WHAT TO WORK ON:
Write out the material exactly, leaving every picture behind.

╭─ AVAILABLE DATA

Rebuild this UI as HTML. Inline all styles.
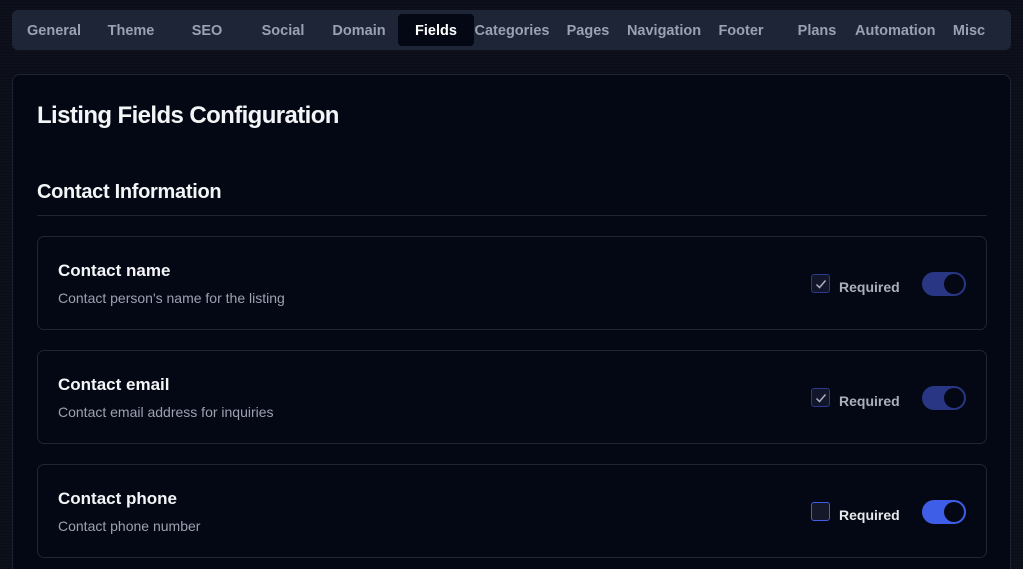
<!DOCTYPE html>
<html><head><style>
*{margin:0;padding:0;box-sizing:border-box}
html,body{width:1023px;height:569px;overflow:hidden}
body{background:#0b0e19;background-image:repeating-linear-gradient(0deg,#0a0d17 0 1px,#0e111c 1px 3px);font-family:"Liberation Sans",sans-serif;position:relative}
.tabs{position:absolute;left:12px;top:10px;width:999px;height:40px;background:#1e2536;border-radius:6px}
.tab{position:absolute;top:4px;width:76px;height:32px;line-height:34px;text-align:center;color:#9aa2b1;font-size:14.5px;font-weight:bold}
.tab.act{background:#040814;color:#fff;border-radius:4px}
.main{position:absolute;left:12px;top:74px;width:999px;height:520px;background:#040814;border:1px solid #1d2332;border-radius:8px}
h1{position:absolute;left:24px;top:27px;color:#f4f5f7;font-size:24px;letter-spacing:-0.6px}
h2{position:absolute;left:24px;top:106px;color:#f4f5f7;font-size:20px;letter-spacing:-0.3px}
.hr{position:absolute;left:24px;top:140px;width:950px;height:1px;background:#1f2535}
.row{position:absolute;left:24px;width:950px;height:94px;border:1px solid #1f2535;border-radius:7px}
.row .t{position:absolute;left:20px;top:24px;color:#f4f5f7;font-size:17px;font-weight:bold}
.row .d{position:absolute;left:20px;top:53px;color:#9aa2b1;font-size:14px}
.cb{position:absolute;left:773px;top:37px;width:19px;height:19px;border:1px solid #2b3a8c;border-radius:3px;background:#11162a}
.cb svg{position:absolute;left:3px;top:3px}
.rq{position:absolute;left:801px;top:42px;color:#a9b0bd;font-size:14px;font-weight:bold}
.rq.w{color:#e6e8ec}
.tg{position:absolute;left:884px;top:35px;width:44px;height:24px;border-radius:12px;background:#283684}
.tg.on{background:#3f5ee8}
.tg i{position:absolute;right:2px;top:2px;width:20px;height:20px;border-radius:50%;background:#040814}
</style></head><body>
<div class="tabs">
<div class="tab" style="left:4px">General</div>
<div class="tab" style="left:81px">Theme</div>
<div class="tab" style="left:157px">SEO</div>
<div class="tab" style="left:233px">Social</div>
<div class="tab" style="left:309px">Domain</div>
<div class="tab act" style="left:386px">Fields</div>
<div class="tab" style="left:462px">Categories</div>
<div class="tab" style="left:538px">Pages</div>
<div class="tab" style="left:614px">Navigation</div>
<div class="tab" style="left:691px">Footer</div>
<div class="tab" style="left:767px">Plans</div>
<div class="tab" style="left:843px">Automation</div>
<div class="tab" style="left:919px">Misc</div>
</div>
<div class="main">
<h1>Listing Fields Configuration</h1>
<h2>Contact Information</h2>
<div class="hr"></div>
<div class="row" style="top:161px"><div class="t">Contact name</div><div class="d">Contact person's name for the listing</div>
<div class="cb"><svg width="12" height="12" viewBox="0 0 12 12"><path d="M1.5 6.5L4.5 9.5L10.5 2.5" fill="none" stroke="#aab0bd" stroke-width="1.5"/></svg></div><div class="rq">Required</div><div class="tg"><i></i></div></div>
<div class="row" style="top:275px"><div class="t">Contact email</div><div class="d">Contact email address for inquiries</div>
<div class="cb"><svg width="12" height="12" viewBox="0 0 12 12"><path d="M1.5 6.5L4.5 9.5L10.5 2.5" fill="none" stroke="#aab0bd" stroke-width="1.5"/></svg></div><div class="rq">Required</div><div class="tg"><i></i></div></div>
<div class="row" style="top:389px"><div class="t">Contact phone</div><div class="d">Contact phone number</div>
<div class="cb" style="border-color:#3f5ee8;background:#141828"></div><div class="rq w">Required</div><div class="tg on"><i></i></div></div>
</div>
</body></html>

╰─

WRITTEN ANSWER:
Rebuild this UI as HTML. Inline all styles.
<!DOCTYPE html>
<html><head><style>
*{margin:0;padding:0;box-sizing:border-box}
html,body{width:1023px;height:569px;overflow:hidden}
body{background:#0b0e19;background-image:repeating-linear-gradient(0deg,#0a0d17 0 1px,#0e111c 1px 3px);font-family:"Liberation Sans",sans-serif;position:relative}
.tabs{position:absolute;left:12px;top:10px;width:999px;height:40px;background:#1e2536;border-radius:6px}
.tab{position:absolute;top:4px;width:76px;height:32px;line-height:34px;text-align:center;color:#9aa2b1;font-size:14.5px;font-weight:bold}
.tab.act{background:#040814;color:#fff;border-radius:4px}
.main{position:absolute;left:12px;top:74px;width:999px;height:520px;background:#040814;border:1px solid #1d2332;border-radius:8px}
h1{position:absolute;left:24px;top:27px;color:#f4f5f7;font-size:24px;letter-spacing:-0.6px}
h2{position:absolute;left:24px;top:106px;color:#f4f5f7;font-size:20px;letter-spacing:-0.3px}
.hr{position:absolute;left:24px;top:140px;width:950px;height:1px;background:#1f2535}
.row{position:absolute;left:24px;width:950px;height:94px;border:1px solid #1f2535;border-radius:7px}
.row .t{position:absolute;left:20px;top:24px;color:#f4f5f7;font-size:17px;font-weight:bold}
.row .d{position:absolute;left:20px;top:53px;color:#9aa2b1;font-size:14px}
.cb{position:absolute;left:773px;top:37px;width:19px;height:19px;border:1px solid #2b3a8c;border-radius:3px;background:#11162a}
.cb svg{position:absolute;left:3px;top:3px}
.rq{position:absolute;left:801px;top:42px;color:#a9b0bd;font-size:14px;font-weight:bold}
.rq.w{color:#e6e8ec}
.tg{position:absolute;left:884px;top:35px;width:44px;height:24px;border-radius:12px;background:#283684}
.tg.on{background:#3f5ee8}
.tg i{position:absolute;right:2px;top:2px;width:20px;height:20px;border-radius:50%;background:#040814}
</style></head><body>
<div class="tabs">
<div class="tab" style="left:4px">General</div>
<div class="tab" style="left:81px">Theme</div>
<div class="tab" style="left:157px">SEO</div>
<div class="tab" style="left:233px">Social</div>
<div class="tab" style="left:309px">Domain</div>
<div class="tab act" style="left:386px">Fields</div>
<div class="tab" style="left:462px">Categories</div>
<div class="tab" style="left:538px">Pages</div>
<div class="tab" style="left:614px">Navigation</div>
<div class="tab" style="left:691px">Footer</div>
<div class="tab" style="left:767px">Plans</div>
<div class="tab" style="left:843px">Automation</div>
<div class="tab" style="left:919px">Misc</div>
</div>
<div class="main">
<h1>Listing Fields Configuration</h1>
<h2>Contact Information</h2>
<div class="hr"></div>
<div class="row" style="top:161px"><div class="t">Contact name</div><div class="d">Contact person's name for the listing</div>
<div class="cb"><svg width="12" height="12" viewBox="0 0 12 12"><path d="M1.5 6.5L4.5 9.5L10.5 2.5" fill="none" stroke="#aab0bd" stroke-width="1.5"/></svg></div><div class="rq">Required</div><div class="tg"><i></i></div></div>
<div class="row" style="top:275px"><div class="t">Contact email</div><div class="d">Contact email address for inquiries</div>
<div class="cb"><svg width="12" height="12" viewBox="0 0 12 12"><path d="M1.5 6.5L4.5 9.5L10.5 2.5" fill="none" stroke="#aab0bd" stroke-width="1.5"/></svg></div><div class="rq">Required</div><div class="tg"><i></i></div></div>
<div class="row" style="top:389px"><div class="t">Contact phone</div><div class="d">Contact phone number</div>
<div class="cb" style="border-color:#3f5ee8;background:#141828"></div><div class="rq w">Required</div><div class="tg on"><i></i></div></div>
</div>
</body></html>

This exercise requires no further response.